From Wikipedia, the Laguerre Differential Equation is defined as follows: \begin{align} x y'' + (v + 1 - x) y' + \lambda y = 0 \end{align} By definition, the solution of this differential equation is expressed as : \begin{align} \, L_{\lambda}^v (x)=\frac{d^v}{dx^v}[L_\lambda (x)] \\ \end{align}
Let's do a power series method.
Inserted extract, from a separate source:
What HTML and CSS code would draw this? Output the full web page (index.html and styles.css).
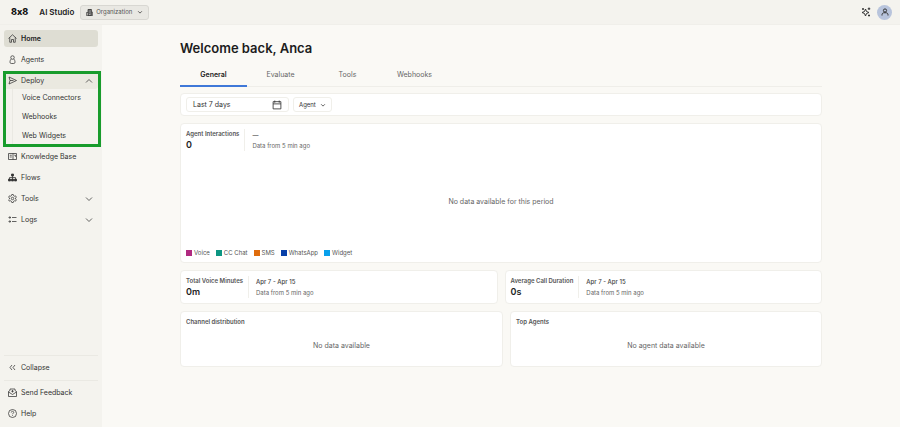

Then let the arbitrary constant set to '1' and the solution to be a finite polynomial which depends on $ \lambda $ and some “clever” algebra tricks, someone can obtain the Rodriguez formula for the solution of the general Laguerre differential equation: \begin{align} x y'' + (1 - x) y' + \lambda y = 0 \end{align}
where, \begin{align} y = L_{\lambda}= \frac{e^x}{{\lambda}!} \frac{d^{\lambda}}{dx^{\lambda}} [x^n e^{-x}]\end{align}
Now, differentiating the Laguerre equation 'v' times we get into the format:
\begin{align} x f'' + (v + 1 - x) f' + ( \lambda - v)y = 0 \end{align} \begin{align} f=\frac{d^v}{dx^v}[L_\lambda (x)] \end{align}
My question is, as the formula suggests, by taking 'v' differentiation should bring our general Laguerre differential equation to the associated Laguerre differential equation but apparently it doesn't. Then why it is said to be like this? Or is there more formulation need to be done after taking differentiation 'v' times to show that the following formula is true?